====== DATA SUPPLIED ======
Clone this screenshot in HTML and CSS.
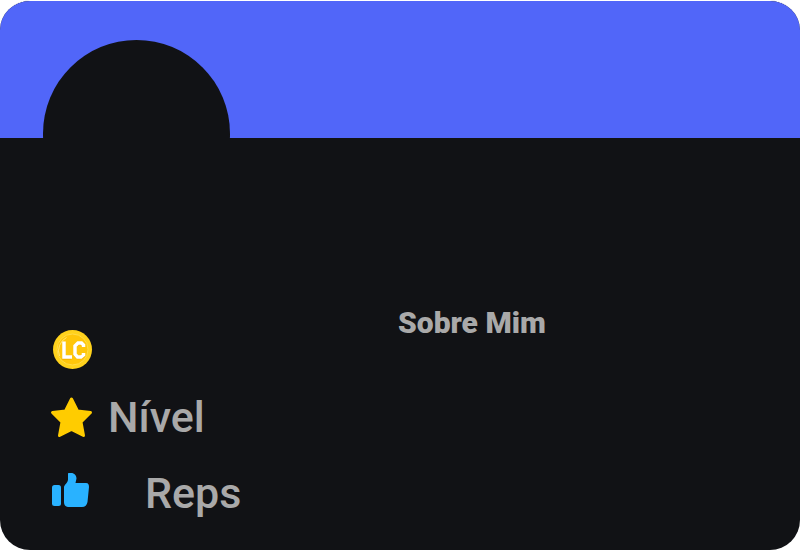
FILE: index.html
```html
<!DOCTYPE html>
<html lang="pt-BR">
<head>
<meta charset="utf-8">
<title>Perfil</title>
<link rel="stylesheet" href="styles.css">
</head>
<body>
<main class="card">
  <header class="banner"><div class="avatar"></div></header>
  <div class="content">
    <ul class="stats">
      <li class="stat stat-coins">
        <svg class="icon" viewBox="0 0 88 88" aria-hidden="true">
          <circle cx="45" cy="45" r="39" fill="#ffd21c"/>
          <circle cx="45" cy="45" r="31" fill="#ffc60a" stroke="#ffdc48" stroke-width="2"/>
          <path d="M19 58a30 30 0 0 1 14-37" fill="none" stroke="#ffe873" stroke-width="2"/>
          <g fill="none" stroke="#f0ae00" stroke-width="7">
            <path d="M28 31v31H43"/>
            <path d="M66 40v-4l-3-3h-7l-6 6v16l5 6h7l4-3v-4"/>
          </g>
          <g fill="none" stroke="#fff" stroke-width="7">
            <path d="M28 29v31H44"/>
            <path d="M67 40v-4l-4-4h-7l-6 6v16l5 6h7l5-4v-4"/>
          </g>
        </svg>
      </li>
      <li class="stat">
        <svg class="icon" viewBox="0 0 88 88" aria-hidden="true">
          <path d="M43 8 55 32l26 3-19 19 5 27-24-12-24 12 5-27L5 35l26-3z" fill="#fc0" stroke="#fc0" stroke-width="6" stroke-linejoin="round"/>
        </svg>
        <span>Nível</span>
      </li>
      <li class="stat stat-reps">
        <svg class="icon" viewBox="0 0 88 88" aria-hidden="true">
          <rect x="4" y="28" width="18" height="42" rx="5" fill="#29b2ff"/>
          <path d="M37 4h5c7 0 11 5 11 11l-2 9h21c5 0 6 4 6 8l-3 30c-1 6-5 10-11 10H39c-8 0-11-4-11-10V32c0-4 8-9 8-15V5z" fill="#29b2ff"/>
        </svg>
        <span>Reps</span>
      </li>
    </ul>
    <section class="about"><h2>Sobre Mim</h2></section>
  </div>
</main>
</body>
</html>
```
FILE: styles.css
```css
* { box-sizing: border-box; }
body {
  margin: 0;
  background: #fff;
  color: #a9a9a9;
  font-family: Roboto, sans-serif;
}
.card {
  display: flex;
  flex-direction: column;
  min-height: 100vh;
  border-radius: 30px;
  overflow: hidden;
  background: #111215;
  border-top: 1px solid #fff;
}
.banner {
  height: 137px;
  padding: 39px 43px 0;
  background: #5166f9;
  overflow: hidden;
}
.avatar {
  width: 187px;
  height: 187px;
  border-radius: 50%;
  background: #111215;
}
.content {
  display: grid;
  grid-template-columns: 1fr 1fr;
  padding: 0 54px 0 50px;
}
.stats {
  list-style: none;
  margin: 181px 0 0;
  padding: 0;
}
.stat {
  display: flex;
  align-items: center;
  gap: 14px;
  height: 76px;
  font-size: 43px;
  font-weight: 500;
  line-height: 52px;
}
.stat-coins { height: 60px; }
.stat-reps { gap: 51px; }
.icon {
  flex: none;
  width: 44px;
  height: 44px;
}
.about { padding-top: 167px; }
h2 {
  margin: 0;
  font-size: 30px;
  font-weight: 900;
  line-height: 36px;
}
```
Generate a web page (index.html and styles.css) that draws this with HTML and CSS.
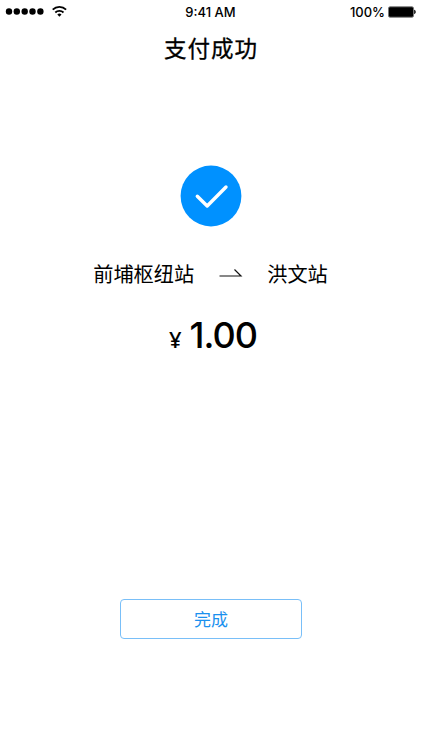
======
WHAT IS REQUIRED: The entries above are to be returned exactly, without their pictures.

FINISHED ANSWER:
Clone this screenshot in HTML and CSS.
FILE: index.html
```html
<!DOCTYPE html>
<html lang="pt-BR">
<head>
<meta charset="utf-8">
<title>Perfil</title>
<link rel="stylesheet" href="styles.css">
</head>
<body>
<main class="card">
  <header class="banner"><div class="avatar"></div></header>
  <div class="content">
    <ul class="stats">
      <li class="stat stat-coins">
        <svg class="icon" viewBox="0 0 88 88" aria-hidden="true">
          <circle cx="45" cy="45" r="39" fill="#ffd21c"/>
          <circle cx="45" cy="45" r="31" fill="#ffc60a" stroke="#ffdc48" stroke-width="2"/>
          <path d="M19 58a30 30 0 0 1 14-37" fill="none" stroke="#ffe873" stroke-width="2"/>
          <g fill="none" stroke="#f0ae00" stroke-width="7">
            <path d="M28 31v31H43"/>
            <path d="M66 40v-4l-3-3h-7l-6 6v16l5 6h7l4-3v-4"/>
          </g>
          <g fill="none" stroke="#fff" stroke-width="7">
            <path d="M28 29v31H44"/>
            <path d="M67 40v-4l-4-4h-7l-6 6v16l5 6h7l5-4v-4"/>
          </g>
        </svg>
      </li>
      <li class="stat">
        <svg class="icon" viewBox="0 0 88 88" aria-hidden="true">
          <path d="M43 8 55 32l26 3-19 19 5 27-24-12-24 12 5-27L5 35l26-3z" fill="#fc0" stroke="#fc0" stroke-width="6" stroke-linejoin="round"/>
        </svg>
        <span>Nível</span>
      </li>
      <li class="stat stat-reps">
        <svg class="icon" viewBox="0 0 88 88" aria-hidden="true">
          <rect x="4" y="28" width="18" height="42" rx="5" fill="#29b2ff"/>
          <path d="M37 4h5c7 0 11 5 11 11l-2 9h21c5 0 6 4 6 8l-3 30c-1 6-5 10-11 10H39c-8 0-11-4-11-10V32c0-4 8-9 8-15V5z" fill="#29b2ff"/>
        </svg>
        <span>Reps</span>
      </li>
    </ul>
    <section class="about"><h2>Sobre Mim</h2></section>
  </div>
</main>
</body>
</html>
```
FILE: styles.css
```css
* { box-sizing: border-box; }
body {
  margin: 0;
  background: #fff;
  color: #a9a9a9;
  font-family: Roboto, sans-serif;
}
.card {
  display: flex;
  flex-direction: column;
  min-height: 100vh;
  border-radius: 30px;
  overflow: hidden;
  background: #111215;
  border-top: 1px solid #fff;
}
.banner {
  height: 137px;
  padding: 39px 43px 0;
  background: #5166f9;
  overflow: hidden;
}
.avatar {
  width: 187px;
  height: 187px;
  border-radius: 50%;
  background: #111215;
}
.content {
  display: grid;
  grid-template-columns: 1fr 1fr;
  padding: 0 54px 0 50px;
}
.stats {
  list-style: none;
  margin: 181px 0 0;
  padding: 0;
}
.stat {
  display: flex;
  align-items: center;
  gap: 14px;
  height: 76px;
  font-size: 43px;
  font-weight: 500;
  line-height: 52px;
}
.stat-coins { height: 60px; }
.stat-reps { gap: 51px; }
.icon {
  flex: none;
  width: 44px;
  height: 44px;
}
.about { padding-top: 167px; }
h2 {
  margin: 0;
  font-size: 30px;
  font-weight: 900;
  line-height: 36px;
}
```
Generate a web page (index.html and styles.css) that draws this with HTML and CSS.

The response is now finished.